Kein Wunder also, dass Reiseziele, die langsamer, bewusster und näher an der Wirklichkeit sind, für viele zu Rückzugsorten werden. In Costa Ricas Arenal-Tal, unter dem nebelverhüllten Vulkan, lebt die Eco-Lodge Rancho Margot in vollkommener Eigenständigkeit. Strom kommt nicht von außen, Abfälle werden kompostiert, Lebensmittel selbst erzeugt. Gäste lernen, wie man Seife aus Kokosöl herstellt oder Energie aus organischen Resten gewinnt, und wie Natur auf menschliche Präsenz reagiert, wenn diese respektvoll ist.

In Bolivien, tief im Amazonasgebiet des Madidi-Nationalparks, ist die Chalalán Ecolodge nicht nur ein Rückzugsort für Reisende, sondern auch ein Projekt der indigenen Gemeinschaft der Tacana. Die gesamten Einnahmen bleiben im Dorf. Die Unterkünfte bestehen aus lokalem Holz, das Essen stammt aus der Umgebung, und die Guides teilen ihr Wissen, das über Generationen weitergegeben wurde.

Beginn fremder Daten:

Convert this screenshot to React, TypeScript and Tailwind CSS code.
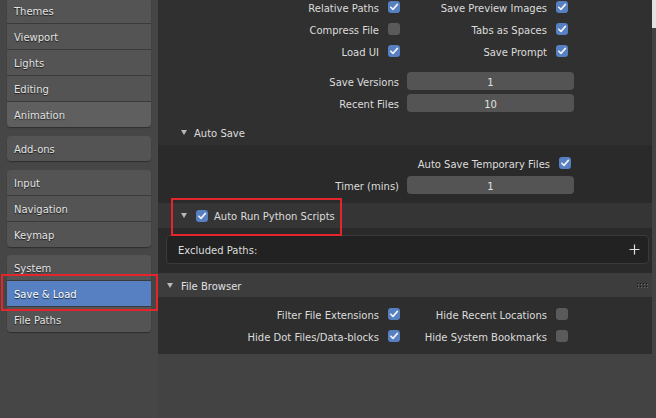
import React from 'react'

const groups = [
  ['Themes', 'Viewport', 'Lights', 'Editing', 'Animation'],
  ['Add-ons'],
  ['Input', 'Navigation', 'Keymap'],
  ['System', 'Save & Load', 'File Paths'],
]

const Check = ({ on }: { on: boolean }) => (
  <div
    className={`w-[12px] h-[12px] rounded-[3px] shrink-0 flex items-center justify-center ${
      on ? 'bg-[#5680c2]' : 'bg-[#5a5a5a]'
    }`}
  >
    {on && (
      <svg width="10" height="10" viewBox="0 0 10 10">
        <path d="M1.8 5.2 L4 7.4 L8.4 2.4" fill="none" stroke="#f2f2f2" strokeWidth="1.6" strokeLinecap="round" strokeLinejoin="round" />
      </svg>
    )}
  </div>
)

const Tri = () => (
  <svg width="6" height="5" viewBox="0 0 6 5" className="shrink-0">
    <path d="M0 0 L6 0 L3 5 Z" fill="#b8b8b8" />
  </svg>
)

// two label+checkbox pairs in a row
const CheckRow = ({ a, aOn, b, bOn }: { a: string; aOn: boolean; b?: string; bOn?: boolean }) => (
  <div className="flex items-center h-[22px]">
    <div className="w-[221px] text-right relative top-[1px]">{a}</div>
    <div className="ml-[9px]">
      <Check on={aOn} />
    </div>
    {b !== undefined ? (
      <>
        <div className="w-[147px] text-right relative top-[1px]">{b}</div>
        <div className="ml-[9px]">
          <Check on={!!bOn} />
        </div>
      </>
    ) : null}
  </div>
)

const SingleCheckRow = ({ label, on }: { label: string; on: boolean }) => (
  <div className="flex items-center h-[22px]">
    <div className="w-[392px] text-right relative top-[1px]">{label}</div>
    <div className="ml-[9px]">
      <Check on={on} />
    </div>
  </div>
)

const FieldRow = ({ label, value }: { label: string; value: string }) => (
  <div className="flex items-center h-[18px]">
    <div className="w-[241px] text-right relative top-[1px]">{label}</div>
    <div className="ml-[8px] w-[167px] h-[18px] rounded-[4px] bg-[#545454] flex items-center justify-center text-[#e2e2e2]">
      <span className="relative top-[1px]">{value}</span>
    </div>
  </div>
)

const Grip = () => (
  <svg width="12" height="5" viewBox="0 0 12 5">
    {[0, 3, 6, 9].map((x) =>
      [0, 3].map((y) => (
        <g key={`${x}-${y}`}>
          <rect x={x + 1} y={y + 1} width="1" height="1" fill="#6a6a6a" />
          <rect x={x} y={y} width="1" height="1" fill="#161616" />
        </g>
      ))
    )}
  </svg>
)

export default function App() {
  return (
    <div className="relative flex w-[656px] h-[418px] overflow-hidden font-['DejaVu_Sans',sans-serif] text-[10px] text-[#dcdcdc]">
      <aside className="w-[158px] shrink-0 bg-[#464646] px-[7px] flex flex-col">
        {groups.map((g, gi) => (
          <div
            key={gi}
            className={`rounded-[4px] overflow-hidden shadow-[0_1px_1px_rgba(0,0,0,0.35)] ${
              gi === 0 ? '-mt-[2px]' : gi === 3 ? 'mt-[8px]' : 'mt-[9px]'
            }`}
          >
            {g.map((t, i) => (
              <div
                key={t}
                className={`flex items-center pl-[7px] text-[#e4e4e4] [text-shadow:0_1px_1px_rgba(0,0,0,0.7)] ${
                  i === 0 ? 'h-[25px]' : 'h-[26px] border-t border-[#3a3a3a]'
                } ${
                  t === 'Save & Load' ? 'bg-[#5680c2] text-white' : t === 'Animation' ? 'bg-[#5f5f5f]' : 'bg-[#545454]'
                }`}
              >
                <span className="relative top-[1px]">{t}</span>
              </div>
            ))}
          </div>
        ))}
      </aside>

      <main className="flex-1 flex bg-[#434343]">
        <div className="w-[494px] flex flex-col">
          {/* Blend files (scrolled) */}
          <div className="bg-[#303030] pb-[8px]">
            <div className="-mt-[4px]">
              <CheckRow a="Relative Paths" aOn b="Save Preview Images" bOn />
              <CheckRow a="Compress File" aOn={false} b="Tabs as Spaces" bOn />
              <CheckRow a="Load UI" aOn b="Save Prompt" bOn />
            </div>
            <div className="mt-[10px] flex flex-col gap-[4px]">
              <FieldRow label="Save Versions" value="1" />
              <FieldRow label="Recent Files" value="10" />
            </div>
          </div>

          {/* Auto Save */}
          <div className="h-[25px] bg-[#303030] flex items-center pl-[23px]">
            <Tri />
            <span className="ml-[7px] relative top-[1px]">Auto Save</span>
          </div>
          <div className="bg-[#2a2a2a] pt-[7px] pb-[9px]">
            <SingleCheckRow label="Auto Save Temporary Files" on />
            <div className="mt-[2px]">
              <FieldRow label="Timer (mins)" value="1" />
            </div>
          </div>

          {/* Auto Run */}
          <div className="h-[25px] bg-[#353535] flex items-center pl-[23px]">
            <Tri />
            <div className="ml-[9px]">
              <Check on />
            </div>
            <span className="ml-[6px] relative top-[1px]">Auto Run Python Scripts</span>
          </div>
          <div className="bg-[#2a2a2a] pt-[7px] pb-[9px] pl-[8px] pr-[3px]">
            <div className="h-[29px] rounded-[4px] bg-[#222222] border border-[#3a3a3a] flex items-center justify-between pl-[11px] pr-[8px]">
              <span className="relative top-[1px]">Excluded Paths:</span>
              <svg width="11" height="11" viewBox="0 0 11 11">
                <path d="M5.5 0.5 V10.5 M0.5 5.5 H10.5" stroke="#e0e0e0" strokeWidth="1.2" />
              </svg>
            </div>
          </div>

          {/* File Browser */}
          <div className="h-[24px] bg-[#3d3d3d] flex items-center pl-[9px] pr-[3px]">
            <Tri />
            <span className="ml-[8px] text-[#e0e0e0] relative top-[1px]">File Browser</span>
            <div className="ml-auto">
              <Grip />
            </div>
          </div>
          <div className="bg-[#2e2e2e] pt-[6px] pb-[7px]">
            <CheckRow a="Filter File Extensions" aOn b="Hide Recent Locations" bOn={false} />
            <CheckRow a="Hide Dot Files/Data-blocks" aOn b="Hide System Bookmarks" bOn={false} />
          </div>
        </div>
        <div className="w-[4px] flex flex-col">
          <div className="h-[28px] bg-[#e2e2e2]" />
        </div>
      </main>

      {/* annotation boxes */}
      <div className="absolute left-[1px] top-[274px] w-[157px] h-[37px] border-2 border-[#e4252b]" />
      <div className="absolute left-[171px] top-[198px] w-[171px] h-[38px] border-2 border-[#e4252b]" />
    </div>
  )
}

In sternenklaren Nächten, ohne Strom, wird über das Leben gesprochen, und über das, was noch kommen mag.
In den Hügeln Transsylvaniens, Rumänien, rettet das Libearty Sanctuary Braunbären aus Gefangenschaft. Doch es sind nicht nur die Tiere, die hier heilen. Auch wir als Besuchende lernen. Die Führung durch das Gelände ist keine Show, sondern eine stille Lektion in Empathie. Das Eintrittsgeld ist nicht bloß eine Karte, sondern ein Beitrag zu einem geretteten Leben.
Bhutan gilt als das poetischste Beispiel für nachhaltigen Tourismus. Dort zählt nicht die Zahl der Ankünfte, sondern das Bruttonationalglück. Die Anzahl der Besuchenden ist reguliert, sämtliche Einnahmen fließen zurück in die Gemeinden. Wer hier reist, erlebt keine Oberflächlichkeiten. Man wird eingeladen, Teil einer Lebensphilosophie zu sein, in der jedes Detail Bedeutung hat.
In Namibia zeigen die San nicht etwa eine Kultur, sie leben sie. Besuchende sind keine Touristinnen, sondern Zeuginnen der ältesten lebenden Tradition der Menschheit. Keine Requisiten, keine Inszenierung. Nur Sand, Wissen und ein Blick, der nicht erklärt, sondern versteht. Man reist nicht für ein Bild. Man reist für die Stille, die bleibt.
Die Bewegung des Slow Travel wächst. In Europa wirbt die Initiative Flight Free für Zugreisen statt Flügen. Plattformen wie Byway bieten bewusst flugfreie Reiseerlebnisse an. Diese Art des Reisens ist nichts für Eilige. Sondern für alle, die wirklich ankommen wollen.
Dabei geht es längst nicht mehr nur um die Unterkunft, sondern um die Menschen, die wir durch unsere Entscheidung unterstützen. Lokale Werkstätten, Kunsthandwerker*innen, Guides, die nicht aus Büchern erzählen, sondern aus dem eigenen Leben – sie geben der Reise eine Tiefe, die keine App je ersetzen kann. Authentizität lässt sich nicht planen. Sie entsteht dort, wo Menschen Teil des Ortes sind, nicht bloße Kulisse.
Die Kunst des nachhaltigen Reisens liegt nicht nur im Sehen, sondern im Wählen. Wer anders reist, schenkt der Welt etwas, und sich selbst.
Fragen Sie sich beim nächsten Mal nicht nur, wohin Sie reisen. Sondern auch, wie. Denn Nachhaltigkeit ist kein Verzicht. Sie ist der wahre Luxus unserer Zeit. Einer, der sich nicht in Sternen misst, sondern in den Spuren, die wir hinterlassen. Oder eben nicht.